**Problem details**
Without including any images, repeat the data exactly.

**Raw data**
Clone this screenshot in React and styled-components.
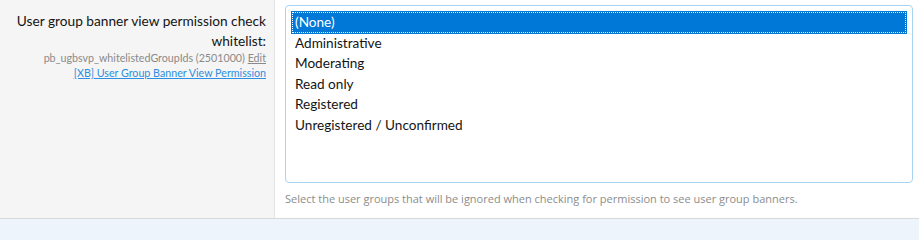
import React from 'react';
import styled, { createGlobalStyle } from 'styled-components';

const GlobalStyle = createGlobalStyle`
  html, body {
    margin: 0;
    padding: 0;
    background: #edf4fb;
    font-family: Lato, "Open Sans", sans-serif;
  }
`;

const FormRow = styled.div`
  display: flex;
  height: 219px;
  box-sizing: border-box;
  border-bottom: 1px solid #d8d8d8;
  background: #fff;
`;

const LabelCol = styled.div`
  width: 275px;
  flex: none;
  box-sizing: border-box;
  background: #f5f5f5;
  border-right: 1px solid #e3e3e3;
  padding: 11px 8px 0 6px;
  text-align: right;
`;

const Label = styled.div`
  font-size: 13.7px;
  line-height: 20px;
  color: #141414;
`;

const Hint = styled.div`
  font-size: 10.7px;
  line-height: 15px;
  color: #8a8a8a;
  margin-top: ${p => p.first ? '-1px' : '0'};
`;

const HintLink = styled.a`
  color: ${p => p.blue ? '#2d8fe0' : '#8a8a8a'};
  text-decoration: underline;
`;

const InputCol = styled.div`
  flex: 1;
  padding: 5px 6px 0 10px;
  min-width: 0;
`;

const ListBox = styled.ul`
  list-style: none;
  margin: 0;
  height: 178px;
  box-sizing: border-box;
  border: 1px solid #a9d4f1;
  border-radius: 4px;
  padding: 6px 6px;
  background: #fff;
`;

const Option = styled.li`
  height: 20.6px;
  line-height: 20px;
  padding-left: 3px;
  font-size: 13.6px;
  color: ${p => p.selected ? '#fff' : '#141414'};
  background: ${p => p.selected ? '#0078d7' : 'transparent'};
  outline: ${p => p.selected ? '1px dotted #fff' : 'none'};
  outline-offset: -1px;
  box-shadow: ${p => p.selected ? '0 0 0 1px #0078d7' : 'none'};
  white-space: nowrap;
`;

const Explain = styled.div`
  margin-top: 8px;
  font-family: "Open Sans", "Noto Sans", sans-serif;
  font-size: 11px;
  line-height: 15px;
  color: #8c8c8c;
`;

const groups = [
  '(None)',
  'Administrative',
  'Moderating',
  'Read only',
  'Registered',
  'Unregistered / Unconfirmed',
];

export default function App() {
  return (
    <>
      <GlobalStyle />
      <FormRow>
        <LabelCol>
          <Label>User group banner view permission check whitelist:</Label>
          <Hint first>
            pb_ugbsvp_whitelistedGroupIds (2501000) <HintLink>Edit</HintLink>
          </Hint>
          <Hint>
            <HintLink blue>[XB] User Group Banner View Permission</HintLink>
          </Hint>
        </LabelCol>
        <InputCol>
          <ListBox>
            {groups.map((g, i) => (
              <Option key={g} selected={i === 0}>{g}</Option>
            ))}
          </ListBox>
          <Explain>
            Select the user groups that will be ignored when checking for permission to see user group banners.
          </Explain>
        </InputCol>
      </FormRow>
    </>
  );
}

**The result**
Clone this screenshot in React and styled-components.
import React from 'react';
import styled, { createGlobalStyle } from 'styled-components';

const GlobalStyle = createGlobalStyle`
  html, body {
    margin: 0;
    padding: 0;
    background: #edf4fb;
    font-family: Lato, "Open Sans", sans-serif;
  }
`;

const FormRow = styled.div`
  display: flex;
  height: 219px;
  box-sizing: border-box;
  border-bottom: 1px solid #d8d8d8;
  background: #fff;
`;

const LabelCol = styled.div`
  width: 275px;
  flex: none;
  box-sizing: border-box;
  background: #f5f5f5;
  border-right: 1px solid #e3e3e3;
  padding: 11px 8px 0 6px;
  text-align: right;
`;

const Label = styled.div`
  font-size: 13.7px;
  line-height: 20px;
  color: #141414;
`;

const Hint = styled.div`
  font-size: 10.7px;
  line-height: 15px;
  color: #8a8a8a;
  margin-top: ${p => p.first ? '-1px' : '0'};
`;

const HintLink = styled.a`
  color: ${p => p.blue ? '#2d8fe0' : '#8a8a8a'};
  text-decoration: underline;
`;

const InputCol = styled.div`
  flex: 1;
  padding: 5px 6px 0 10px;
  min-width: 0;
`;

const ListBox = styled.ul`
  list-style: none;
  margin: 0;
  height: 178px;
  box-sizing: border-box;
  border: 1px solid #a9d4f1;
  border-radius: 4px;
  padding: 6px 6px;
  background: #fff;
`;

const Option = styled.li`
  height: 20.6px;
  line-height: 20px;
  padding-left: 3px;
  font-size: 13.6px;
  color: ${p => p.selected ? '#fff' : '#141414'};
  background: ${p => p.selected ? '#0078d7' : 'transparent'};
  outline: ${p => p.selected ? '1px dotted #fff' : 'none'};
  outline-offset: -1px;
  box-shadow: ${p => p.selected ? '0 0 0 1px #0078d7' : 'none'};
  white-space: nowrap;
`;

const Explain = styled.div`
  margin-top: 8px;
  font-family: "Open Sans", "Noto Sans", sans-serif;
  font-size: 11px;
  line-height: 15px;
  color: #8c8c8c;
`;

const groups = [
  '(None)',
  'Administrative',
  'Moderating',
  'Read only',
  'Registered',
  'Unregistered / Unconfirmed',
];

export default function App() {
  return (
    <>
      <GlobalStyle />
      <FormRow>
        <LabelCol>
          <Label>User group banner view permission check whitelist:</Label>
          <Hint first>
            pb_ugbsvp_whitelistedGroupIds (2501000) <HintLink>Edit</HintLink>
          </Hint>
          <Hint>
            <HintLink blue>[XB] User Group Banner View Permission</HintLink>
          </Hint>
        </LabelCol>
        <InputCol>
          <ListBox>
            {groups.map((g, i) => (
              <Option key={g} selected={i === 0}>{g}</Option>
            ))}
          </ListBox>
          <Explain>
            Select the user groups that will be ignored when checking for permission to see user group banners.
          </Explain>
        </InputCol>
      </FormRow>
    </>
  );
}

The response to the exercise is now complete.